SB: In February 2019, the International University of Rabat launched the journal Afrique(s) en Mouvement. What is the specific contribution of this new journal?
MA: It will not necessarily be about migration only; that is the starting point. It is an old idea, originally pushed by Driss El Yazami, who was the President of the National Council of Human Rights6 and had previously been the President of the Council of the Community of Moroccans Living Abroad. He had himself been a migrant for a long time, and a political exile in France. He actively participated in movements that struggled for migrant rights in France, and he wanted to revive his ideas and practices in Morocco, while hoping for the creation of a Moroccan journal about migrations. But that did not come to fruition. I and some other colleagues, including Zoubir Chattou who is at the University of Meknès, had the same interest. Since I am stubborn, I did not give up on the project, and I told myself that we needed to create a larger journal that would analyze the social dynamics that move the continent, especially migrations, but not exclusively. My mentor, Alain Tarrius, had written a book entitled Anthropologie du mouvement (Anthropology of movement) (1989), and so the term “movement” is a term that interested me. At first, I thought of Morocco in movement, but it very rapidly became Afrique(s) en Mouvement. It is not an Africanist journal, nor a journal of migration studies, but something in-between.
SB: At the regional level, do you know what initiatives in favor of the rights of migrants and refugees are currently in place in African universities, and what gaps remain? What are the challenges?
MA: I know of some research initiatives that have been fostered for West Africa. To my knowledge, there are not many. What happens is that Europe is so obsessed by the migration of Africans over there that a lot of money has been mobilized, distorting everything. Often, they have financed studies through the International Organization for Migration in order to know if people were planning to go to Europe and if there was any way to dissuade them. Furthermore, the funds are not even spent locally; experts are sent from Europe. For example, they set up a Europe-Africa research consortium for the Horizon 2020 program in Brussels, and at the time we were evaluated with one of the highest possible scientific grades. But our proposal, which was for 1,700,000 € and brought together several countries, was not accepted because there were too many partners from the South. For Europe, it is fine that we have a university in the South, but North-South parity—our project had four partners from the South and four from the North—is not of interest. They told us that European money cannot finance African research. It was very violent.
There are many researchers in Africa who are isolated because they lack resources, and when there are resources, it is through a European prism and agenda. This poses a real concern about independence and epistemology, because it is the African researchers on the ground who can truly understand what is happening and how to handle the research.

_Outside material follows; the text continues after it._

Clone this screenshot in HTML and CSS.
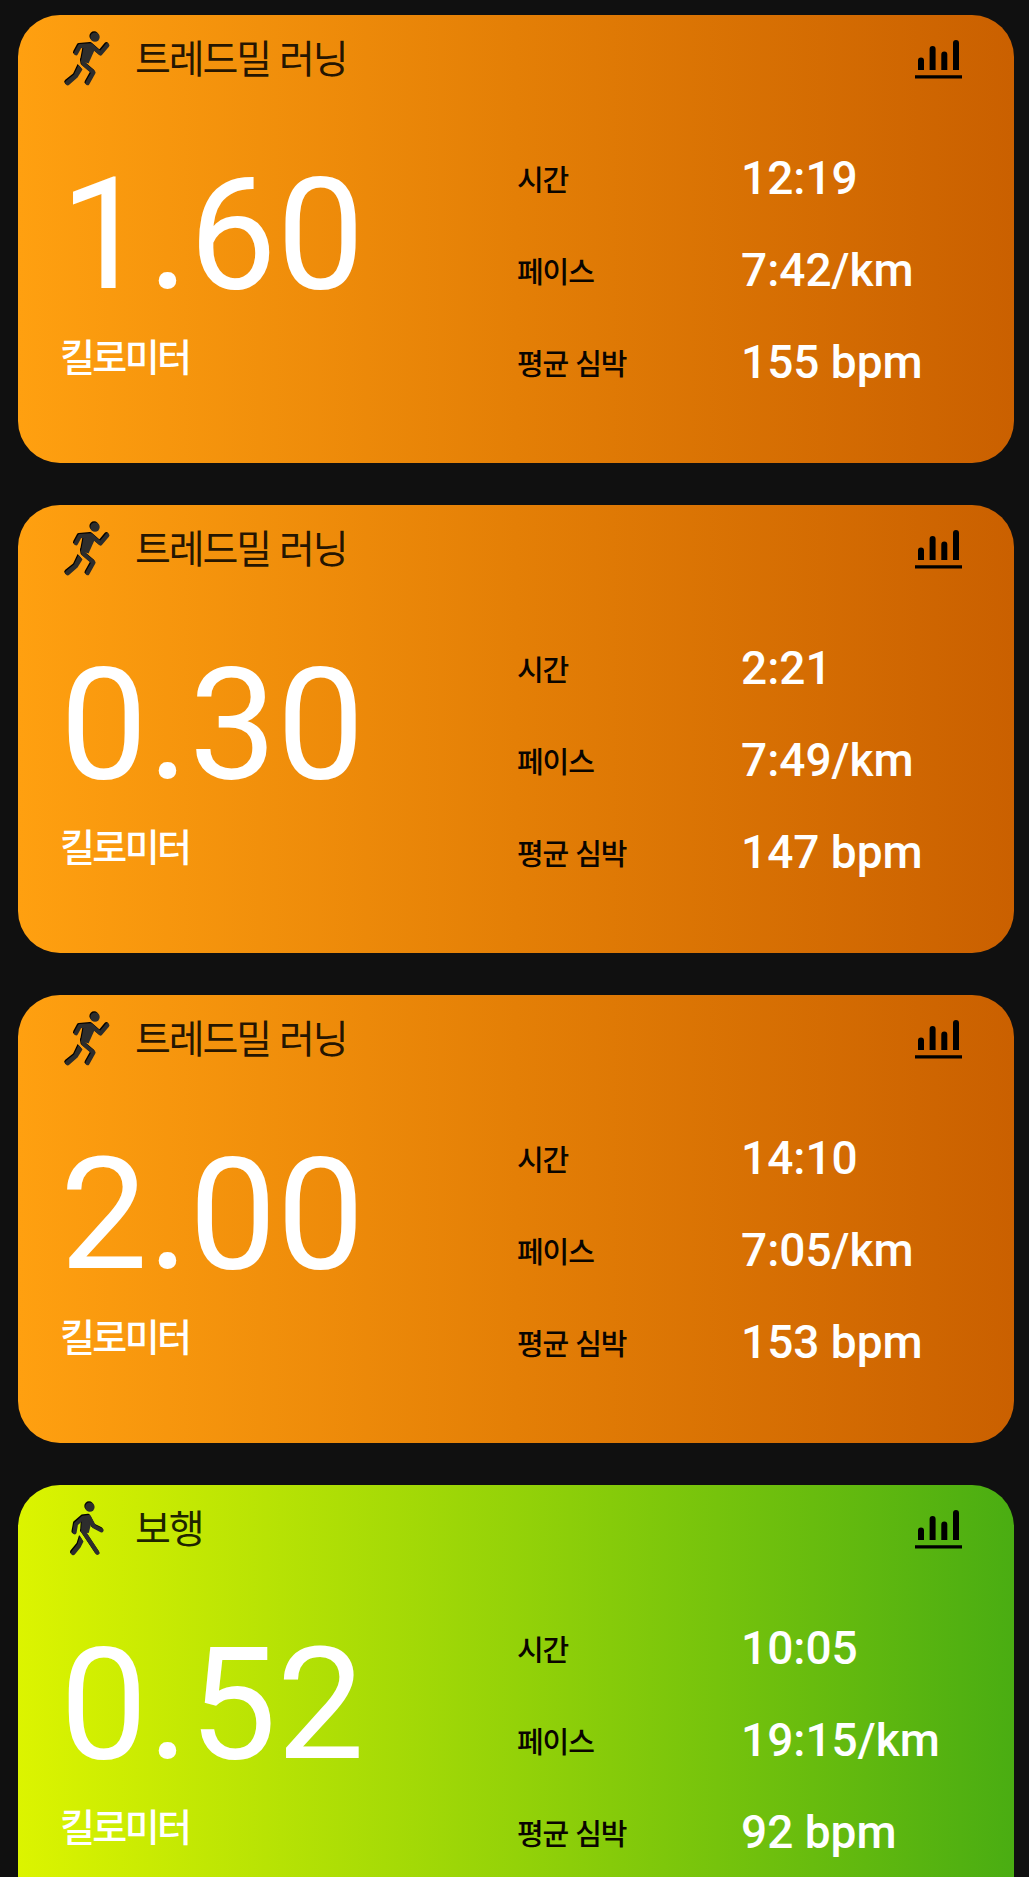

Thus, local initiatives are hard to implement, but African nations are aware of this and try to organize their research. For example, Senegal has created a national observatory on migration, thanks to the initiative of Aly Tandian. In Côte d'Ivoire, they are doing research on both the Ivorian diaspora and the foreigners in Côte d'Ivoire. Morocco has proposed that the African Union create an African observatory on migration, but we do not know yet if it will be focused mainly on research or political action. We also do not know how it will be funded or who will be in charge. For me, the urgency is to have an African observatory on migration that is capable of funding local research to enlighten public decision-making at the African level and to have an African migration strategy. We still have a long way to go for autonomous African research.
SB: What would you recommend to colleagues in universities in other parts of the world who are working on university initiatives in favor of the rights of migrants and refugees?

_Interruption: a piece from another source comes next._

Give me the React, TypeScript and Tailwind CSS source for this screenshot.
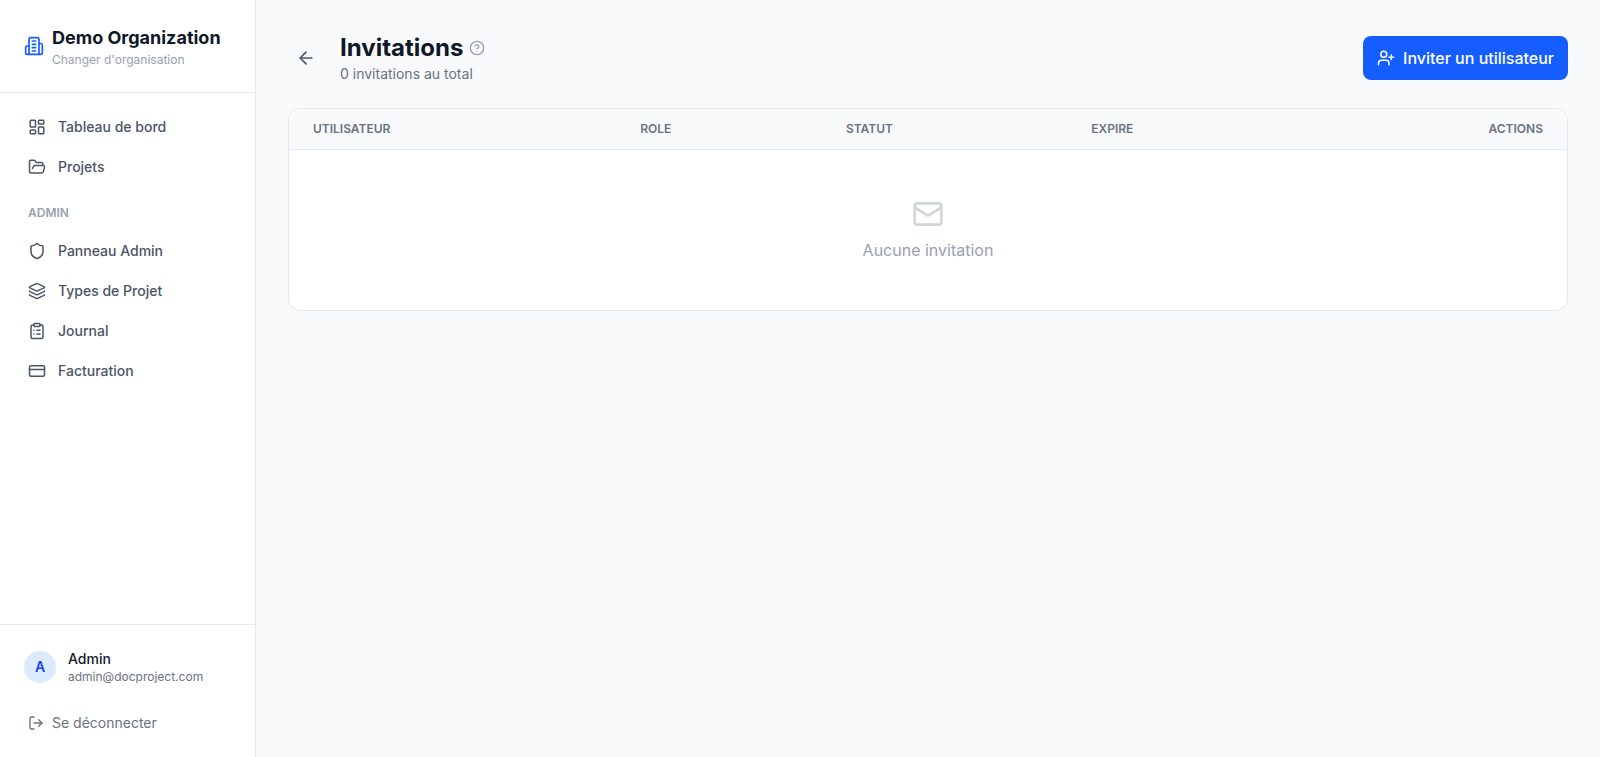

MA: To me, there is a historical and geographic proximity with Europe that is our former colonizer, especially France and Great Britain. Thus, they have a historical duty to help Africa more than they do. And for that reason, we must accept that Africans can help themselves if they are given some resources to do that. I think the only way this can be done—this is my intermediary sociologist side—is on a small scale, among the researchers themselves, on the basis of friendship. Like the friendship that connects me to Sophie Bava (2018) in France, to Aly Tandian (2006; Tandian and Bergh 2014) in Senegal, or to Harouna Mounkaila (2004; Boyer and Mounkaila 2010) in Niger. It is through these North-South or South-South friendships among researchers that the networks will be made. I think that Europe, but also African countries, should trust us more, and take the risk of funding us with minimal constraints, a bit “blindly” if you will, instead of imposing unrealizable projects on us with predetermined strategies, and for which part of the money goes to them. I think that we must go back to cooperation, to the small scale, to the level of relationships between friends. In the medium term that will bear immediate fruit, and in the long term it will be really amazing.
Notes
Editors’ note: While Morocco lays claims to this territory, which is currently known as the Western Sahara, the United Nations continues to designate it as a “non-self governing territory” which is pending a referendum for self-determination. A summary of the decision of the International Court of Justice vis-a-vis contested claims to the territory can be seen here: https://www.icj-cij.org/public/files/case-related/61/6197.pdf.
As a result, Morocco has realized two massive migrant regularization campaigns, in 2014 and 2017, which have allowed a total of approximately 50,000 migrants to obtain their residence permit.
GADEM (Antiracist group for the accompaniment and defence of foreigners and migrants): https://www.gadem-asso.org/en/home/.
MOVIDA—Mobilités, Voyages, Innovations et Dynamiques dans les Afriques méditerranéenne et subsaharienne (Mobility, travel, innovations and dynamics in Mediterranean and Sub-Saharan Africa): https://movida.hypotheses.org/.
The Economic Community of West African States (ECOWAS) is composed of 15 countries, namely: Benin, Burkina Faso, Cabo Verde, Cote d'Ivoire, The Gambia, Ghana, Guinea, Guinea-Bissau, Liberia, Mali, Niger, Nigeria, Senegal, Sierra Leone, and Togo.